In February 2020, the Tenth Circuit issued its decision affirming the denial of qualified immunity to three individual medical officers employed by the Federal Bureau of Prisons. The decision will allow CRC student attorneys to proceed to trial on the client’s claim that the medical officers exhibited deliberate indifference to his diabetes when he was incarcerated at the federal supermax in Florence, Colorado. The 2020-21 CRC student team is awaiting a trial date.

Throughout the 2019-20 academic year, the CRC continued its representation of a group of corrections experts as amici curiae in federal appeals throughout the country. Student attorney Taylor Volkman filed briefs in the United States Supreme Court and the Seventh, Eighth, and D.C. Circuit Courts of Appeals. While most of the briefs focused on presenting the courts with evidence that the use of solitary confinement makes prisons more dangerous and its elimination improves safety, the CRC, on behalf of its amici clients, also began filing briefs in support of challenges to corrections systems’ response to the  COVID-19 pandemic. That work continues this semester through the efforts of student attorneys Katie Heideman, Hunter Ross, and Zoë Williams. 

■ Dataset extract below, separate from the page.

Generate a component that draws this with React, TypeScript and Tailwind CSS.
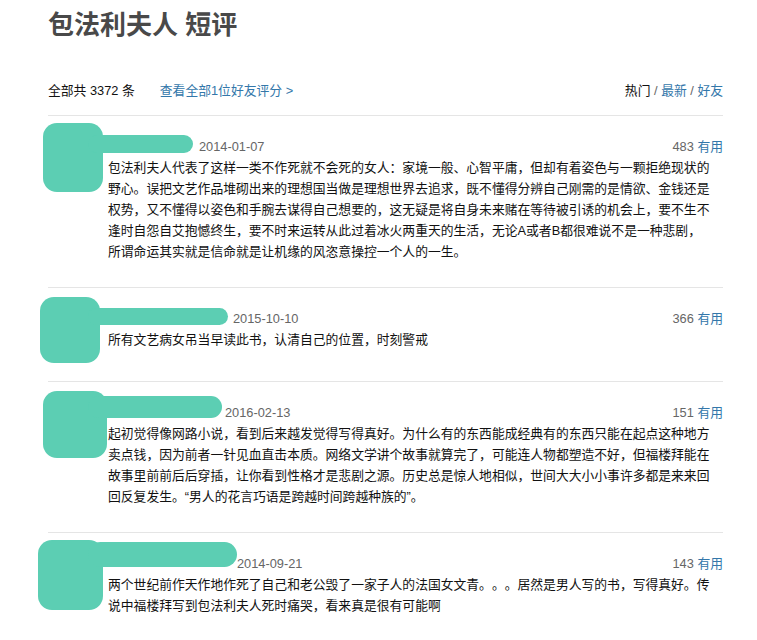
import React from "react";

// redaction stroke over avatar + username, coordinates in page x / item y
interface Blob {
  sq: [number, number, number, number];
  bar: [number, number, number, number];
}

interface Comment {
  date: string;
  votes: number;
  nameW: string;
  text: string;
  blob: Blob;
}

const comments: Comment[] = [
  {
    date: "2014-01-07",
    votes: 483,
    nameW: "w-[91px]",
    text: "包法利夫人代表了这样一类不作死就不会死的女人：家境一般、心智平庸，但却有着姿色与一颗拒绝现状的野心。误把文艺作品堆砌出来的理想国当做是理想世界去追求，既不懂得分辨自己刚需的是情欲、金钱还是权势，又不懂得以姿色和手腕去谋得自己想要的，这无疑是将自身未来赌在等待被引诱的机会上，要不生不逢时自怨自艾抱憾终生，要不时来运转从此过着冰火两重天的生活，无论A或者B都很难说不是一种悲剧，所谓命运其实就是信命就是让机缘的风恣意操控一个人的一生。",
    blob: { sq: [43, 7, 60, 69], bar: [88, 19, 105, 18] },
  },
  {
    date: "2015-10-10",
    votes: 366,
    nameW: "w-[125px]",
    text: "所有文艺病女吊当早读此书，认清自己的位置，时刻警戒",
    blob: { sq: [40, 9, 60, 66], bar: [88, 20, 140, 17] },
  },
  {
    date: "2016-02-13",
    votes: 151,
    nameW: "w-[117px]",
    text: "起初觉得像网路小说，看到后来越发觉得写得真好。为什么有的东西能成经典有的东西只能在起点这种地方卖点钱，因为前者一针见血直击本质。网络文学讲个故事就算完了，可能连人物都塑造不好，但福楼拜能在故事里前前后后穿插，让你看到性格才是悲剧之源。历史总是惊人地相似，世间大大小小事许多都是来来回回反复发生。“男人的花言巧语是跨越时间跨越种族的”。",
    blob: { sq: [43, 9, 64, 67], bar: [88, 14, 134, 22] },
  },
  {
    date: "2014-09-21",
    votes: 143,
    nameW: "w-[129px]",
    text: "两个世纪前作天作地作死了自己和老公毁了一家子人的法国女文青。。。居然是男人写的书，写得真好。传说中福楼拜写到包法利夫人死时痛哭，看来真是很有可能啊",
    blob: { sq: [38, 7, 65, 70], bar: [88, 9, 149, 25] },
  },
];

const Redaction = ({ blob }: { blob: Blob }) => (
  <svg
    className="absolute -left-12 top-0 pointer-events-none"
    width={260}
    height={90}
    viewBox="0 0 260 90"
  >
    <defs>
      <filter id="soft" x="-10%" y="-10%" width="120%" height="120%">
        <feGaussianBlur stdDeviation="0.7" />
      </filter>
    </defs>
    <g fill="#5bceb3" filter="url(#soft)">
      <rect
        x={blob.sq[0]}
        y={blob.sq[1]}
        width={blob.sq[2]}
        height={blob.sq[3]}
        rx={14}
      />
      <rect
        x={blob.bar[0]}
        y={blob.bar[1]}
        width={blob.bar[2]}
        height={blob.bar[3]}
        rx={blob.bar[3] / 2}
      />
    </g>
  </svg>
);

const CommentItem = ({ c }: { c: Comment }) => (
  <div className="relative flex border-t border-[#e5e5e5] pt-5 pb-[25px]">
    <div className="w-12 h-12 shrink-0"></div>
    <div className="flex-1 ml-3">
      <div className="flex justify-between leading-[21px]">
        <div className="flex">
          <span className={`inline-block ${c.nameW}`}></span>
          <span className="text-[#666]">{c.date}</span>
        </div>
        <div>
          <span className="text-[#666]">{c.votes}</span>{" "}
          <span className="text-[#37a]">有用</span>
        </div>
      </div>
      <p className="w-[603px] leading-[21px] text-[#111] [text-spacing-trim:space-all]">
        {c.text}
      </p>
    </div>
    <Redaction blob={c.blob} />
  </div>
);

const App = () => {
  return (
    <div
      className="w-[757px] h-[640px] overflow-hidden bg-white text-[12.8px]"
      style={{ fontFamily: '"Liberation Sans", "Noto Sans CJK SC", sans-serif' }}
    >
      <div className="pl-12 pr-[34px]">
        <h1 className="pt-[10px] text-[26px] leading-[30px] font-bold text-[#494949]">
          包法利夫人 短评
        </h1>

        <div className="mt-[40px] flex justify-between items-center leading-[21px]">
          <div className="flex">
            <span className="text-[#111]">全部共 3372 条</span>
            <span className="ml-[25px] text-[#37a]">查看全部1位好友评分 &gt;</span>
          </div>
          <div className="text-[#111]">
            热门 <span className="text-[#666]">/</span>{" "}
            <span className="text-[#37a]">最新</span>{" "}
            <span className="text-[#666]">/</span>{" "}
            <span className="text-[#37a]">好友</span>
          </div>
        </div>

        <div className="mt-[14px]">
          {comments.map((c) => (
            <CommentItem key={c.date} c={c} />
          ))}
        </div>
      </div>
    </div>
  );
};

export default App;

Finally, in May 2020, the CRC joined a coalition of local civil rights firms and the American Civil Liberties Union of Colorado to co-counsel Winston v. Polis, a putative class action suit seeking to protect medically-vulnerable people who are incarcerated in Colorado’s prison system and are severely at risk because of the COVID-19 pandemic. The suit seeks to compel Colorado’s governor and the Executive Director of the Colorado Department of Corrections to take steps to meaningfully reduce Colorado’s prison population to protect the putative class from the harms attendant to COVID-19. Student attorneys Aaron Baker, Julieanne Buchanan, and Kelsey Martin joined the litigation team in August and are working on an Amended Complaint.


Faculty Highlights

Visiting Assistant Professor Nicole Godfrey


Presenter, “Creating Cautionary Tales: Institutional, Judicial, and Societal Indifference to the Lives of Incarcerated Individuals, Work-in-Progress,” Clinical Law Review Writer’s Workshop, New York University School of Law, Zoom Conference (October 3, 2020).

Presenter, “The Rights of Transgender Prisoners in the Colorado Department of Corrections,” 2020 Colorado Public Defender Conference, Denver, Colorado (September 15, 2020).

Presenter, “Creating Cautionary Tales: Institutional, Judicial, and Societal Indifference to the Lives of Incarcerated People, Work-in-Progress,” University of Denver Summer Scholarship Series, Denver, Colorado (July 30, 2020).

Panelist, “Overview of Civil Rights Claims Arising in Jails, Prisons, and Detention Centers,” Representing Incarcerated Plaintiffs During the COVID-19 Pandemic, Colorado Bar Association CLE, Denver, Colorado (June 18, 2020).

Co-presenter, “Litigating Claims Against Federal Prison and Detention Officials,” Colorado Trial Lawyers Association, Denver, Colorado (January 17, 2020).